Menuju Demokrasi Substansial: Strategi Mengatasi Politik Transaksional
Mengatasi politik transaksional adalah tantangan besar yang membutuhkan pendekatan multidimensional dan komitmen jangka panjang dari berbagai pihak.
-
Reformasi Kelembagaan yang Komprehensif:
- Reformasi Pendanaan Politik: Menerapkan regulasi yang ketat dan transparan tentang sumber dan penggunaan dana kampanye serta dana partai politik. Membatasi sumbangan dari pihak swasta dan mempertimbangkan pendanaan publik yang memadai untuk mengurangi ketergantungan pada donatur swasta.
- Penguatan Lembaga Anti-Korupsi: Memastikan independensi, kewenangan, dan kapasitas lembaga penegak hukum dan anti-korupsi untuk menindak praktik transaksional tanpa pandang bulu.
- Reformasi Sistem Pemilu: Mempertimbangkan sistem pemilu yang mendorong politik programatik, mengurangi biaya kampanye, dan meminimalkan insentif untuk politik uang.
- Transparansi dan Akuntabilitas: Mendorong keterbukaan informasi publik, seperti laporan kekayaan pejabat, proses pengadaan barang dan jasa, serta proses legislasi. Menguatkan mekanisme audit dan pengawasan.
-
Penguatan Partai Politik:
- Internal Demokrasi Partai: Mendorong partai untuk menerapkan mekanisme seleksi calon yang transparan dan demokratis, berbasis meritokrasi, bukan hanya loyalitas atau kekuatan finansial.
- Pengembangan Ideologi dan Program: Mendorong partai untuk kembali pada fungsi utamanya sebagai penjaring aspirasi, pengembang ideologi, dan perumus kebijakan yang jelas, bukan sekadar mesin elektoral.
-
Peningkatan Pendidikan Politik dan Literasi Publik:
- Edukasi Pemilih: Mengadakan program pendidikan politik yang masif untuk meningkatkan kesadaran pemilih tentang hak dan kewajiban mereka, bahaya politik uang, dan pentingnya memilih berdasarkan program dan rekam jejak.
- Literasi Media: Mengajarkan masyarakat untuk kritis terhadap informasi, terutama yang beredar di media sosial, untuk menghindari manipulasi politik.
-
Peran Aktif Masyarakat Sipil dan Media:
- Pengawasan dan Advokasi: Organisasi masyarakat sipil dan media independen memiliki peran krusial dalam memantau praktik politik, menginvestigasi dugaan korupsi, dan menyuarakan kepentingan publik.
- Gerakan Anti-Korupsi: Mendorong gerakan anti-korupsi dari bawah yang melibatkan partisipasi aktif warga negara.
-
Kepemimpinan Berintegritas:
- Teladan Etis: Kehadiran pemimpin yang memiliki integritas, berkomitmen pada prinsip-prinsip demokrasi, dan menolak praktik transaksional adalah kunci untuk mengubah budaya politik.
Kesimpulan
Politik transaksional adalah ancaman serius bagi kualitas demokrasi dan pembangunan berkelanjutan.
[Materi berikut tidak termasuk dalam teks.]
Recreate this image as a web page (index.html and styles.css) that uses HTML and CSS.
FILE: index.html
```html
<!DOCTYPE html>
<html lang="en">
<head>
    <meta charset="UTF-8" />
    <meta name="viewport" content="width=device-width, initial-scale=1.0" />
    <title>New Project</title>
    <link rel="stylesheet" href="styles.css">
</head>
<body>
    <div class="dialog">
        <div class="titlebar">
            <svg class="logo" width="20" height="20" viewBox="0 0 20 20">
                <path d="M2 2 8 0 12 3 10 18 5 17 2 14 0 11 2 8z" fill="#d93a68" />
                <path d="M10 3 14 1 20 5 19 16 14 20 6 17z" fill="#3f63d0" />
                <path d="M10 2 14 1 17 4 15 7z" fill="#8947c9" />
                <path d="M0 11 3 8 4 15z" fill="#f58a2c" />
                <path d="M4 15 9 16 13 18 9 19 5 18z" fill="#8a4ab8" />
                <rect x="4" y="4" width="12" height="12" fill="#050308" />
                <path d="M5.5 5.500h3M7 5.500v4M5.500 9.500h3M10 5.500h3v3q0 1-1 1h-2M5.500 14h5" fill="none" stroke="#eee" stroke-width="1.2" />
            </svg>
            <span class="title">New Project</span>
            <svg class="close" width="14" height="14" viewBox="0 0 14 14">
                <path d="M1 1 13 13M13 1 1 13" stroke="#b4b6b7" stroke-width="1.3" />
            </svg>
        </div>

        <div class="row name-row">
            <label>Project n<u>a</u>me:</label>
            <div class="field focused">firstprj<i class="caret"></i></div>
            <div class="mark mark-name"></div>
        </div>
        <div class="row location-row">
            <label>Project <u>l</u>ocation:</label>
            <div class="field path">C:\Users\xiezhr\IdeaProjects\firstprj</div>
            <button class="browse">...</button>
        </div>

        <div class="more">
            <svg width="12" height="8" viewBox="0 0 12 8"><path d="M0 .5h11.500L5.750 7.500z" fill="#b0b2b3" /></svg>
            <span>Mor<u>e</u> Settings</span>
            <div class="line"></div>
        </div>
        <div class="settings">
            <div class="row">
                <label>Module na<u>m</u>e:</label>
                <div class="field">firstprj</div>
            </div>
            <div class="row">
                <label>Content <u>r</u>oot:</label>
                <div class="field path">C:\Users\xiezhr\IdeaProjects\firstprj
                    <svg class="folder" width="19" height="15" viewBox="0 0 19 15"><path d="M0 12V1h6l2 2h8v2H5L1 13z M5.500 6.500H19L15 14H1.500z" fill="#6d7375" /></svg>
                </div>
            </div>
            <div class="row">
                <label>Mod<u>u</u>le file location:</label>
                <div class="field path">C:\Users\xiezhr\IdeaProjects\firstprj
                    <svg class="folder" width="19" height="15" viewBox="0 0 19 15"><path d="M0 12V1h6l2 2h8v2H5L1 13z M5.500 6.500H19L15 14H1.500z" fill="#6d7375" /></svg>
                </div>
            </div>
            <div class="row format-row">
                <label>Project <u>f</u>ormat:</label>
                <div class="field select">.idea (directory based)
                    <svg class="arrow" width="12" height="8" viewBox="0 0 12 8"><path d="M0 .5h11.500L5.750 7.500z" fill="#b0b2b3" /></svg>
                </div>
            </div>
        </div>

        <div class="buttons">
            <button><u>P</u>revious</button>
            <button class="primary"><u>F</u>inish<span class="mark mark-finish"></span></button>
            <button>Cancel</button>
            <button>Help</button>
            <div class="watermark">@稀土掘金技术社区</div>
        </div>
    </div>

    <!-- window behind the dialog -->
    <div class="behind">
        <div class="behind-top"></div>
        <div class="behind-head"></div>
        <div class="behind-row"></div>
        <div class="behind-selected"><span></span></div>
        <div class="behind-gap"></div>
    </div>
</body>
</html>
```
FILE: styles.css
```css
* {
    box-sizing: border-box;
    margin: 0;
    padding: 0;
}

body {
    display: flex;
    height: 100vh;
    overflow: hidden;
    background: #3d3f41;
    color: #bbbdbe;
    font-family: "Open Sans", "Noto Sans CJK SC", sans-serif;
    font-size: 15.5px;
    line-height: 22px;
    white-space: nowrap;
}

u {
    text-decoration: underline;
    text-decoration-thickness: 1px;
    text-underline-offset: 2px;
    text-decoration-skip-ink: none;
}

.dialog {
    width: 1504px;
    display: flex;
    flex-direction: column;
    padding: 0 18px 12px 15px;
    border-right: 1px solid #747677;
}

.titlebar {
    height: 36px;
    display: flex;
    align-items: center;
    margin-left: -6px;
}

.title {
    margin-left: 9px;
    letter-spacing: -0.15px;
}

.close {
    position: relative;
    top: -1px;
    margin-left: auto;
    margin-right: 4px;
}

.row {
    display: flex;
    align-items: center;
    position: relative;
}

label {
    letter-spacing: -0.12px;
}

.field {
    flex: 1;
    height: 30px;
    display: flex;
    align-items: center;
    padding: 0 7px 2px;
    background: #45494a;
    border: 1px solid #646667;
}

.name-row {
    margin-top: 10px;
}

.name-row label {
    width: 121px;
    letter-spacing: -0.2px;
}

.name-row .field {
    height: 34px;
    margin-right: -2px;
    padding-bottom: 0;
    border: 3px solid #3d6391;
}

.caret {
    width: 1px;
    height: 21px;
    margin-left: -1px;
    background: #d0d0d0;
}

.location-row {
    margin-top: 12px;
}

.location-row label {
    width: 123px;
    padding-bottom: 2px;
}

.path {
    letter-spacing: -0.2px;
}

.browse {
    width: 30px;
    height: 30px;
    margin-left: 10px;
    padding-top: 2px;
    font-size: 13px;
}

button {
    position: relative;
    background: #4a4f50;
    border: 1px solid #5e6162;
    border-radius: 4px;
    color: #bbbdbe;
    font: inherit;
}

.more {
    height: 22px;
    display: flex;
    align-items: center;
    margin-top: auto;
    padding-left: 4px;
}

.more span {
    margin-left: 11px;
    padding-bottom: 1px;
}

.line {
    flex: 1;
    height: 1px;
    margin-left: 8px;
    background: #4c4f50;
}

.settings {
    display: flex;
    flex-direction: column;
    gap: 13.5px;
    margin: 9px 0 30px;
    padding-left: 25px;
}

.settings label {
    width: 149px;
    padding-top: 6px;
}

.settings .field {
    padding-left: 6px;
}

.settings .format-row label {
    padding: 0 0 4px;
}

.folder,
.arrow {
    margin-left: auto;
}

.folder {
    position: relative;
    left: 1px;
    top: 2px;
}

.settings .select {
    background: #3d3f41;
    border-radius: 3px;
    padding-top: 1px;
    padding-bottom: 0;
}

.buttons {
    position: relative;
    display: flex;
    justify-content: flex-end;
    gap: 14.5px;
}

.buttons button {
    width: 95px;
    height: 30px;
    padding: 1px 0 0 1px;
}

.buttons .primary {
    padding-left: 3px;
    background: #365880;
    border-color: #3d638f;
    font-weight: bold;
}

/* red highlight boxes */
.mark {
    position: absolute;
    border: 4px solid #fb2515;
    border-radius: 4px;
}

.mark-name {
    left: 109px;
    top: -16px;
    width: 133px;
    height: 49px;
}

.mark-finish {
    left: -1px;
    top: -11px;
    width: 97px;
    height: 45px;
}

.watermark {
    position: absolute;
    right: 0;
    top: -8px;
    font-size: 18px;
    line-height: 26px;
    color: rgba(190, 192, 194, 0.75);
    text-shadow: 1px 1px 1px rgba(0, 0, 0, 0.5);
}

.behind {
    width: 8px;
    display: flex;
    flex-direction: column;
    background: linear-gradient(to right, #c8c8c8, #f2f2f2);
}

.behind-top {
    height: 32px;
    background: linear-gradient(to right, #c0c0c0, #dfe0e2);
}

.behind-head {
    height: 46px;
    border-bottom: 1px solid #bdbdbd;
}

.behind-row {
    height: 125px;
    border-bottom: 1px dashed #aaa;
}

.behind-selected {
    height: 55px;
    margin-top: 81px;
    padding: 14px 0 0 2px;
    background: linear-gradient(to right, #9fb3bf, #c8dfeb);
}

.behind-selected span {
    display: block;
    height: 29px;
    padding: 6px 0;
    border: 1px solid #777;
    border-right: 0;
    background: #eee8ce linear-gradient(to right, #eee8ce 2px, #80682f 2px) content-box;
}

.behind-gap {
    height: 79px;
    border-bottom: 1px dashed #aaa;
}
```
Ia menggerogoti kepercayaan publik, mendistorsi kebijakan, dan memperpetuasi korupsi. Meskipun akar-akarnya dalam dan sulit dicabut, bukan berarti tidak ada harapan.
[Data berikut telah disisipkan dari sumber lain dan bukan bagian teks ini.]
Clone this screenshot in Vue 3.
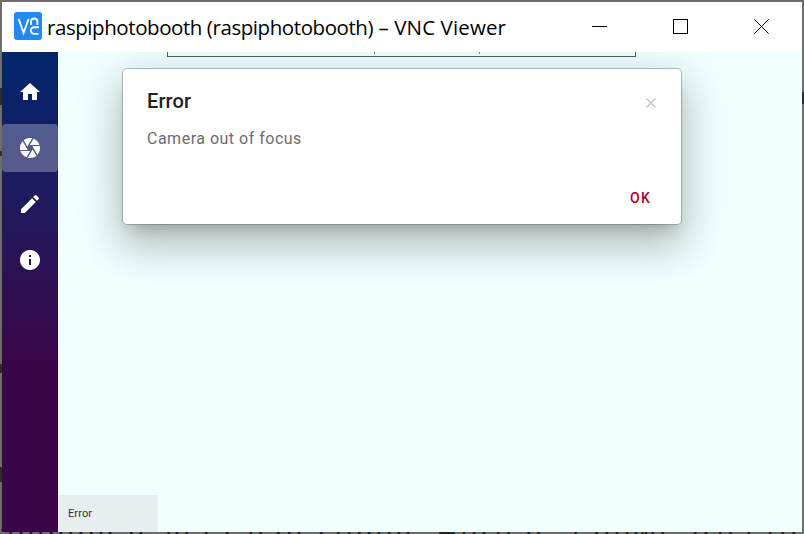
<script setup>
const items = [
  { name: 'home', d: 'M10 20v-6h4v6h5v-8h3L12 3 2 12h3v8z' },
  { name: 'camera', active: true, d: 'M9.4 10.5l4.77-8.26C13.47 2.09 12.75 2 12 2c-2.4 0-4.6.85-6.32 2.25l3.66 6.35.06-.1zM21.54 9c-.92-2.92-3.15-5.26-6-6.34L11.88 9h9.66zm.26 1h-7.49l.29.5 4.76 8.25C21 16.97 22 14.61 22 12c0-.69-.07-1.35-.2-2zM8.54 12l-3.9-6.75C3.01 7.03 2 9.39 2 12c0 .69.07 1.35.2 2h7.49l-1.15-2zm-6.08 3c.92 2.92 3.15 5.26 6 6.34L12.12 15H2.46zm11.27 0l-3.9 6.76c.7.15 1.42.24 2.17.24 2.4 0 4.6-.85 6.32-2.25l-3.66-6.35-.93 1.6z' },
  { name: 'edit', d: 'M3 17.25V21h3.75L17.81 9.94l-3.75-3.75L3 17.25zM20.71 7.04a1 1 0 0 0 0-1.41l-2.34-2.34a1 1 0 0 0-1.41 0l-1.83 1.83 3.75 3.75 1.83-1.83z' },
  { name: 'info', d: 'M12 2C6.48 2 2 6.48 2 12s4.48 10 10 10 10-4.48 10-10S17.52 2 12 2zm1 15h-2v-6h2v6zm0-8h-2V7h2v2z' },
]
</script>

<template>
  <div class="desktop">
    <div class="behind">ammng is via raspi-comig. Here is a newt area to</div>
    <span class="mark m1"></span><span class="mark m2"></span><span class="mark m3"></span>
    <span class="mark m4"></span><span class="mark m5"></span>
    <div class="window">
      <header class="titlebar">
        <svg class="logo" viewBox="0 0 28 28">
          <rect width="28" height="28" rx="3" fill="#2587f0" />
          <g fill="none" stroke="#f2f8ff" stroke-width="1.9">
            <path d="M4.600 6.800l5 14.200 5-14.200" />
            <path d="M17 13V9.500q0-3 3.200-3t3.200 3V13" />
            <path d="M25 15.300h-4.500q-3.600 0-3.600 3.300t3.600 3.300h4" />
          </g>
        </svg>
        <h1 class="title"><span class="host">raspiphotobooth (raspiphotobooth)</span> <span class="app">– VNC Viewer</span></h1>
        <svg class="controls" viewBox="0 0 210 50" fill="none" stroke="#000" stroke-width="1">
          <path d="M0 24.500h15M81.500 17.500h14v14h-14z" shape-rendering="crispEdges" />
          <path d="M162.300 17.300l14.400 14.400M176.700 17.300l-14.400 14.400" />
        </svg>
      </header>
      <div class="body">
        <nav class="side">
          <div v-for="i in items" :key="i.name" class="item" :class="{ active: i.active }">
            <svg viewBox="0 0 24 24"><path :d="i.d" fill="#fff" /></svg>
          </div>
        </nav>
        <main class="content">
          <div class="field"><i></i><i></i></div>
          <section class="dialog">
            <div class="head">
              <h2>Error</h2>
              <svg class="close" viewBox="0 0 12 12"><path d="M1.500 1.500l9 9M10.500 1.500l-9 9" stroke="#c4c4c4" stroke-width="1.300" /></svg>
            </div>
            <p>Camera out of focus</p>
            <div class="actions"><button>OK</button></div>
          </section>
          <footer class="status">Error</footer>
        </main>
      </div>
    </div>
  </div>
</template>

<style>
body { overflow: hidden; }
</style>

<style scoped>
* { box-sizing: border-box; }
.desktop { position: relative; width: 804px; height: 534px; padding: 2px; background: #6d6d6d; overflow: hidden; font-family: Roboto, sans-serif; }
.behind { position: absolute; left: -2px; top: 515px; font: 29px/36px "Open Sans", sans-serif; color: #202020; white-space: nowrap; letter-spacing: 3.100px; }
.mark { position: absolute; left: 0; width: 2px; background: #2d2d2d; }
.m1 { top: 88px; height: 17px; }
.m2 { top: 151px; height: 5px; }
.m3 { top: 364px; height: 9px; }
.m4 { top: 467px; height: 15px; }
.m5 { left: 802px; top: 92px; height: 12px; }
.window { position: relative; width: 800px; height: 530px; display: flex; flex-direction: column; background: #fff; }
.titlebar { height: 50px; display: flex; align-items: center; padding-left: 12px; flex: none; }
.logo { width: 28px; height: 28px; margin-bottom: 2px; flex: none; }
.title { margin: 0 0 0 5px; width: 545px; font: 400 20.500px/30px "Open Sans", sans-serif; color: #000; white-space: nowrap; }
.host { letter-spacing: -.430px; }
.app { letter-spacing: .120px; }
.controls { width: 210px; height: 50px; flex: none; }
.body { flex: 1; display: flex; min-height: 0; }
.side { width: 56px; padding-top: 16px; display: flex; flex-direction: column; gap: 8px; background: linear-gradient(#00266c 0, #1e1a5e 30%, #3b0649 66%, #3b0649 100%); }
.item { height: 48px; display: flex; align-items: center; justify-content: center; border-radius: 4px; }
.item.active { background: rgba(255, 255, 255, .27); }
.item svg { width: 24px; height: 24px; }
.content { flex: 1; display: flex; flex-direction: column; background: #f0ffff; overflow: hidden; }
.field { width: 469px; height: 5px; flex: none; margin-left: 109px; border: solid #526064; border-width: 0 1px 1px; display: flex; padding-left: 206px; gap: 104px; }
.field i { width: 1px; height: 2px; background: #7c8588; }
.dialog { width: 558px; height: 155px; margin: 12px 0 0 65px; flex: none; padding: 0 24px; background: #fff; border-radius: 4px; display: flex; flex-direction: column; box-shadow: 0 0 0 1px rgba(80, 95, 95, .38), 0 11px 15px -7px rgba(0, 0, 0, .2), 0 24px 38px 3px rgba(0, 0, 0, .14), 0 9px 46px 8px rgba(0, 0, 0, .12); }
.head { display: flex; justify-content: space-between; padding-top: 16px; height: 54px; }
h2 { margin: 0; font-size: 20px; line-height: 32px; font-weight: 500; letter-spacing: .1px; color: #212121; }
.close { width: 12px; height: 12px; margin-top: 12px; }
p { margin: 4px 0 0; font-size: 16px; line-height: 24px; letter-spacing: .5px; color: #6d6d6d; }
.actions { margin-top: auto; padding: 0 6px 8px 0; display: flex; justify-content: flex-end; }
button { border: 0; padding: 0; background: none; font: 500 14px/36px Roboto, sans-serif; letter-spacing: 1.250px; color: #b00020; }
.status { width: 100px; height: 37px; margin-top: auto; padding-left: 10px; background: #e8eef0; font-size: 11px; line-height: 37px; color: #333; letter-spacing: .1px; }
</style>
Transformasi menuju demokrasi yang lebih substansial membutuhkan komitmen kolektif dari seluruh elemen bangsa: pemerintah dengan reformasi kelembagaan yang berani, partai politik dengan pembenahan internal, masyarakat sipil dan media dengan peran pengawasan kritis, serta setiap individu sebagai pemilih yang cerdas dan berintegritas. Hanya dengan upaya bersama dan kesadaran akan bahaya politik transaksional, kita dapat membangun sistem politik yang benar-benar melayani kepentingan rakyat, bukan hanya segelintir elite yang haus kekuasaan dan keuntungan. Ini adalah perjalanan panjang, namun sangat esensial demi masa depan demokrasi yang lebih sehat dan berkeadilan.